As a defender of animal rights, I applaud any opportunity to shine the spotlight on this kind of abuse. But as I listened the other night to yet another talking head wax apoplectic over the violence Vick is accused of committing, I found myself wondering, not for the first time, why none of these folks seem to pay quite so much attention, nor get quite so upset, when our sports icons happen to perpetrate violence against a particular group within their own species: women.

And when I say "these folks" I mean not just the media, but also, and just as problematically, the professional sports leagues that employ these athletes. The biggest question of the Vick case has arguably been whether he will be suspended from the NFL if the accusations against him can be substantiated. In this case, the wind seems to be blowing the direction of the affirmative. But look back to some not so distant history and you'll see plenty of evidence that when accusations are made against professional athletes that involve violence against women, leagues almost always turn a blind eye.

It was only last summer when Philadelphia Phillies pitcher Brett Myers assaulted his wife in full view of onlookers, dragging her in the street by her hair and slapping her repeatedly. He was charged with assault and battery by a Boston court, but his employer, Major League Baseball, declined to level any punishment, saying, through a spokesman, "It was an off-field incident and it's the player's private life. We're going to let the legal system run its course." The league has no policy requiring suspension of players charged or convicted in domestic violence cases.

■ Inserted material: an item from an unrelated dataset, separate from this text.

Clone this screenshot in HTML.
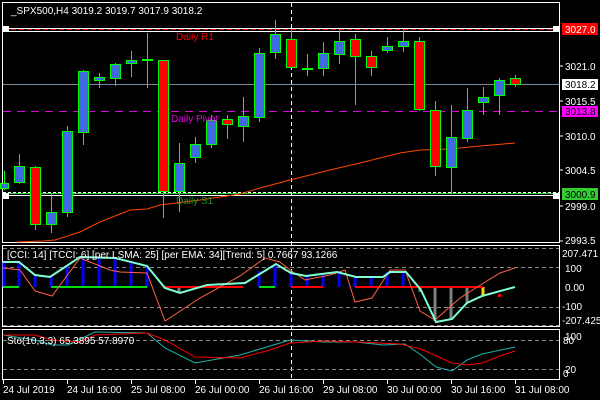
<!DOCTYPE html>
<html><head><meta charset="utf-8"><style>
html,body{margin:0;padding:0;background:#000;width:600px;height:400px;overflow:hidden}
svg{display:block}
text{font-family:"Liberation Sans",sans-serif;font-size:10px}
</style></head><body>
<svg width="600" height="400" viewBox="0 0 600 400" xmlns="http://www.w3.org/2000/svg">
<rect width="600" height="400" fill="#000"/>
<!-- panel borders -->
<g fill="none" stroke="#fff" stroke-width="1">
<rect x="2.5" y="2.5" width="557" height="240"/>
<rect x="2.5" y="245.5" width="557" height="81"/>
<rect x="2.5" y="329.5" width="557" height="50"/>
</g>
<!-- price levels -->
<line x1="3" y1="28.5" x2="559" y2="28.5" stroke="#fff"/>
<line x1="3" y1="31.5" x2="559" y2="31.5" stroke="#fff"/>
<line x1="3" y1="29.5" x2="559" y2="29.5" stroke="#f00" stroke-dasharray="5,3"/>
<line x1="3" y1="84.5" x2="559" y2="84.5" stroke="#778899"/>
<line x1="3" y1="111.5" x2="559" y2="111.5" stroke="#e000e0" stroke-dasharray="8,6"/>
<line x1="3" y1="192.5" x2="559" y2="192.5" stroke="#fff" stroke-dasharray="3,2"/>
<line x1="3" y1="193.5" x2="559" y2="193.5" stroke="#32cd32"/>
<line x1="3" y1="195.5" x2="559" y2="195.5" stroke="#fff"/>
<rect x="2" y="26" width="7" height="6" fill="#fff"/>
<rect x="2" y="193" width="7" height="6" fill="#fff"/>
<rect x="553" y="26" width="7" height="6" fill="#fff"/>
<rect x="553" y="193" width="7" height="6" fill="#fff"/>
<!-- vertical dashed -->
<line x1="291.5" y1="3" x2="291.5" y2="379" stroke="#fff" stroke-dasharray="4,3"/>
<!-- MA -->
<polyline fill="none" stroke="#ff4500" stroke-width="1" points="17,242 43,241 55,240 80,232 100,222 130,210 147,209 160,205 200,200 240,194 260,188 290,180 330,170 360,163 400,153 420,150 450,149 480,146 515,143"/>
<!-- candles -->
<g stroke="#00ff00" stroke-width="1">
<line x1="4.5" y1="171" x2="4.5" y2="190"/><rect x="0.5" y="183.5" width="8" height="5" fill="#4169e1"/>
<line x1="19.5" y1="154" x2="19.5" y2="184"/><rect x="14.5" y="166.5" width="10" height="16" fill="#4169e1"/>
<line x1="35.5" y1="166" x2="35.5" y2="230"/><rect x="30.5" y="167.5" width="10" height="57" fill="#f00"/>
<line x1="51.5" y1="194" x2="51.5" y2="233"/><rect x="46.5" y="212.5" width="10" height="12" fill="#4169e1"/>
<line x1="67.5" y1="126" x2="67.5" y2="217"/><rect x="62.5" y="131.5" width="10" height="81" fill="#4169e1"/>
<line x1="83.5" y1="70" x2="83.5" y2="145"/><rect x="78.5" y="71.5" width="10" height="61" fill="#4169e1"/>
<line x1="99.5" y1="73" x2="99.5" y2="88"/><rect x="94.5" y="77.5" width="10" height="3" fill="#4169e1"/>
<line x1="115.5" y1="63" x2="115.5" y2="86"/><rect x="110.5" y="64.5" width="10" height="14" fill="#4169e1"/>
<line x1="131.5" y1="51" x2="131.5" y2="77"/><rect x="126.5" y="60.5" width="10" height="3" fill="#4169e1"/>
<line x1="147.5" y1="33" x2="147.5" y2="88"/><line x1="142" y1="60" x2="153" y2="60" stroke-width="2"/>
<line x1="163.5" y1="60" x2="163.5" y2="218"/><rect x="158.5" y="60.5" width="10" height="131" fill="#f00"/>
<line x1="179.5" y1="143" x2="179.5" y2="212"/><rect x="174.5" y="163.5" width="10" height="28" fill="#4169e1"/>
<line x1="195.5" y1="137" x2="195.5" y2="163"/><rect x="190.5" y="144.5" width="10" height="13" fill="#4169e1"/>
<line x1="211.5" y1="115" x2="211.5" y2="148"/><rect x="206.5" y="120.5" width="10" height="24" fill="#4169e1"/>
<line x1="227.5" y1="115" x2="227.5" y2="139"/><rect x="222.5" y="119.5" width="10" height="5" fill="#f00"/>
<line x1="243.5" y1="97" x2="243.5" y2="142"/><rect x="238.5" y="116.5" width="10" height="10" fill="#4169e1"/>
<line x1="259.5" y1="48" x2="259.5" y2="122"/><rect x="254.5" y="53.5" width="10" height="64" fill="#4169e1"/>
<line x1="275.5" y1="20" x2="275.5" y2="59"/><rect x="270.5" y="34.5" width="10" height="18" fill="#4169e1"/>
<line x1="291.5" y1="30" x2="291.5" y2="67"/><rect x="286.5" y="39.5" width="10" height="28" fill="#f00"/>
<line x1="307.5" y1="54" x2="307.5" y2="76"/><line x1="302" y1="69" x2="313" y2="69" stroke-width="2"/>
<line x1="323.5" y1="42" x2="323.5" y2="76"/><rect x="318.5" y="53.5" width="10" height="15" fill="#4169e1"/>
<line x1="339.5" y1="30" x2="339.5" y2="64"/><rect x="334.5" y="41.5" width="10" height="13" fill="#4169e1"/>
<line x1="355.5" y1="34" x2="355.5" y2="105"/><rect x="350.5" y="39.5" width="10" height="17" fill="#f00"/>
<line x1="371.5" y1="51" x2="371.5" y2="76"/><rect x="366.5" y="56.5" width="10" height="11" fill="#f00"/>
<line x1="387.5" y1="37" x2="387.5" y2="53"/><rect x="382.5" y="46.5" width="10" height="4" fill="#4169e1"/>
<line x1="403.5" y1="30" x2="403.5" y2="52"/><rect x="398.5" y="41.5" width="10" height="5" fill="#4169e1"/>
<line x1="419.5" y1="37" x2="419.5" y2="111"/><rect x="414.5" y="41.5" width="10" height="68" fill="#f00"/>
<line x1="435.5" y1="101" x2="435.5" y2="176"/><rect x="430.5" y="110.5" width="10" height="56" fill="#f00"/>
<line x1="451.5" y1="105" x2="451.5" y2="194"/><rect x="446.5" y="137.5" width="10" height="30" fill="#4169e1"/>
<line x1="467.5" y1="88" x2="467.5" y2="142"/><rect x="462.5" y="110.5" width="10" height="28" fill="#4169e1"/>
<line x1="483.5" y1="87" x2="483.5" y2="115"/><rect x="478.5" y="97.5" width="10" height="5" fill="#4169e1"/>
<line x1="499.5" y1="78" x2="499.5" y2="115"/><rect x="494.5" y="80.5" width="10" height="15" fill="#4169e1"/>
<line x1="515.5" y1="75" x2="515.5" y2="87"/><rect x="510.5" y="78.5" width="10" height="6" fill="#f00"/>
</g>
<!-- main text -->
<text x="11" y="14" fill="#fff">_SPX500,H4  3019.2 3019.7 3017.9 3018.2</text>
<text x="176" y="40" fill="#f00">Daily R1</text>
<text x="171" y="122" fill="#e000e0">Daily Pivot</text>
<text x="176" y="204" fill="#228b22">Daily S1</text>
<!-- right axis labels -->
<g fill="#fff">
<rect x="562" y="23" width="36" height="12" fill="#f00"/>
<text x="565" y="33">3027.0</text>
<text x="565" y="70">3021.0</text>
<rect x="562" y="79" width="36" height="11" fill="#fff"/>
<text x="565" y="88" fill="#000">3018.2</text>
<text x="565" y="105">3015.5</text>
<rect x="562" y="106" width="36" height="11" fill="#f0f"/>
<text x="565" y="115" fill="#000">3013.8</text>
<text x="565" y="140">3010.0</text>
<text x="565" y="174">3004.5</text>
<rect x="562" y="188" width="36" height="12" fill="#32cd32"/>
<text x="565" y="198" fill="#000">3000.9</text>
<text x="565" y="210">2999.0</text>
<text x="565" y="244">2993.5</text>
<text x="562" y="257">207.471</text>
<text x="565" y="272">100</text>
<text x="565" y="291">0.00</text>
<text x="562" y="310">-100</text>
<text x="562" y="324">-207.425</text>
<text x="565" y="340">100</text>
<text x="563" y="344">80</text>
<text x="565" y="373">20</text>
<text x="563" y="377">0</text>
</g>
<g stroke="#fff"><line x1="560" y1="66" x2="563" y2="66"/><line x1="560" y1="101" x2="563" y2="101"/><line x1="560" y1="136" x2="563" y2="136"/><line x1="560" y1="170" x2="563" y2="170"/><line x1="560" y1="206" x2="563" y2="206"/><line x1="560" y1="241" x2="563" y2="241"/></g>
<!-- CCI panel -->
<g stroke="#888" stroke-dasharray="4,3"><line x1="3" y1="248.5" x2="559" y2="248.5"/><line x1="3" y1="267.5" x2="559" y2="267.5"/><line x1="3" y1="307.5" x2="559" y2="307.5"/><line x1="3" y1="325.5" x2="559" y2="325.5"/></g>
<g stroke="#0000ff" stroke-width="3">
<line x1="4" y1="287" x2="4" y2="262"/><line x1="19" y1="287" x2="19" y2="263"/><line x1="35" y1="287" x2="35" y2="275"/><line x1="51" y1="287" x2="51" y2="277"/><line x1="67" y1="287" x2="67" y2="266"/><line x1="83" y1="287" x2="83" y2="256"/><line x1="99" y1="287" x2="99" y2="257"/><line x1="115" y1="287" x2="115" y2="258"/><line x1="131" y1="287" x2="131" y2="261"/><line x1="147" y1="287" x2="147" y2="266"/>
<line x1="259" y1="287" x2="259" y2="271"/><line x1="275" y1="287" x2="275" y2="264"/><line x1="291" y1="287" x2="291" y2="273"/><line x1="307" y1="287" x2="307" y2="276"/><line x1="323" y1="287" x2="323" y2="274"/><line x1="339" y1="287" x2="339" y2="272"/><line x1="355" y1="287" x2="355" y2="277"/><line x1="371" y1="287" x2="371" y2="277"/><line x1="387" y1="287" x2="387" y2="272"/><line x1="403" y1="287" x2="403" y2="272"/>
</g>
<g stroke="#808080" stroke-width="3"><line x1="179" y1="287" x2="179" y2="293"/><line x1="420" y1="287" x2="420" y2="292"/><line x1="435" y1="287" x2="435" y2="321"/><line x1="451" y1="287" x2="451" y2="319"/><line x1="467" y1="287" x2="467" y2="303"/></g>
<line x1="483" y1="287" x2="483" y2="296" stroke="#ffd700" stroke-width="3"/>
<rect x="498" y="294" width="3" height="3" fill="#f00"/>
<g stroke="#00e000" stroke-width="2"><line x1="3" y1="287" x2="19" y2="287"/><line x1="51" y1="287" x2="147" y2="287"/><line x1="259" y1="287" x2="275" y2="287"/></g>
<g stroke="#f00" stroke-width="2"><line x1="163" y1="287" x2="243" y2="287"/><line x1="291" y1="287" x2="323" y2="287"/><line x1="355" y1="287" x2="483" y2="287"/></g>
<polyline fill="none" stroke="#ff6347" stroke-width="1" points="3,268 20,270 35,291 52,296 80,258 110,270 120,272 147,273 165,321 200,298 240,276 265,258 280,262 290,270 305,280 330,275 345,270 355,302 372,298 390,270 405,270 420,311 435,320 460,298 482,284 500,273 515,268"/>
<polyline fill="none" stroke="#7fffd4" stroke-width="2" points="3,262 19,262 35,275 50,277 80,257 115,258 147,266 165,288 180,293 207,285 245,283 276,264 291,273 306,276 337,272 356,277 383,277 390,272 406,272 421,290 436,322 452,319 467,303 482,296 515,287"/>
<text x="7" y="258" fill="#fff">[CCI: 14] [TCCI: 6] [per LSMA: 25] [per EMA: 34][Trend: 5]  0.7667 93.1266</text>
<!-- Sto panel -->
<g stroke="#888" stroke-dasharray="4,3"><line x1="3" y1="340.5" x2="559" y2="340.5"/><line x1="3" y1="369.5" x2="559" y2="369.5"/></g>
<polyline fill="none" stroke="#20b2aa" stroke-width="1" points="3,335 35,340 52,345 68,345 95,332 147,333 165,348 195,363 240,355 270,346 290,340 307,341 323,342 356,342 383,345 405,344 421,355 436,367 452,371 467,360 482,354 515,347"/>
<polyline fill="none" stroke="#f00" stroke-width="1" points="3,335 35,335 52,340 80,342 95,335 147,333 165,340 195,357 240,358 270,350 290,343 323,341 356,342 400,344 421,349 452,363 467,365 482,363 500,356 515,351"/>
<text x="7" y="344" fill="#fff">Sto(10,3,3) 65.3895 57.8970</text>
<!-- time axis -->
<g stroke="#fff"><line x1="3.5" y1="380" x2="3.5" y2="384"/><line x1="67.5" y1="380" x2="67.5" y2="384"/><line x1="131.5" y1="380" x2="131.5" y2="384"/><line x1="195.5" y1="380" x2="195.5" y2="384"/><line x1="259.5" y1="380" x2="259.5" y2="384"/><line x1="323.5" y1="380" x2="323.5" y2="384"/><line x1="387.5" y1="380" x2="387.5" y2="384"/><line x1="451.5" y1="380" x2="451.5" y2="384"/><line x1="515.5" y1="380" x2="515.5" y2="384"/></g>
<g fill="#fff">
<text x="3" y="393">24 Jul 2019</text>
<text x="67" y="393">24 Jul 16:00</text>
<text x="131" y="393">25 Jul 08:00</text>
<text x="195" y="393">26 Jul 00:00</text>
<text x="259" y="393">26 Jul 16:00</text>
<text x="323" y="393">29 Jul 08:00</text>
<text x="387" y="393">30 Jul 00:00</text>
<text x="451" y="393">30 Jul 16:00</text>
<text x="515" y="393">31 Jul 08:00</text>
</g>
</svg>
</body></html>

And then there's Jason Kidd of the New Jersey Nets, who in 2001 pleaded guilty to spousal abuse for hitting his now-estranged wife Joumana. His punishment by the NBA? None.

Same goes for the NFL's Warren Moon, now a Hall of Famer, who went to trial in 1996 for choking his wife during an argument. Games missed? As far as I can find, not a single one.

It doesn't take much analysis to figure out what this means about how seriously the major sports leagues take domestic violence and violence against women in general. Though they'll test their players till kingdom come for illegal substances, and kick them out of the league if they test positive enough times, apparently being charged with beating your wife -- and in some cases, being convicted of it -- just doesn't measure up.

It's not clear to me what it'll take for the guys (and yes, they are almost all guys -- perhaps that part of the problem) in the League offices to wake up to the fact that violence -- of any kind -- is neither a minor matter nor a "private" one. In fact, it degrades our culture -- not least of all by threatening, and often ending, the lives of women.

So yes, if he did it, nail Michael Vick to the wall for treating animals like trash. But let's also take a moment to remember, and stand up for, all of the women who get trashed by their husbands on Mondays, only to watch the League pat them on the back and start the game the next Sunday. As much as the dogs do, women deserve better.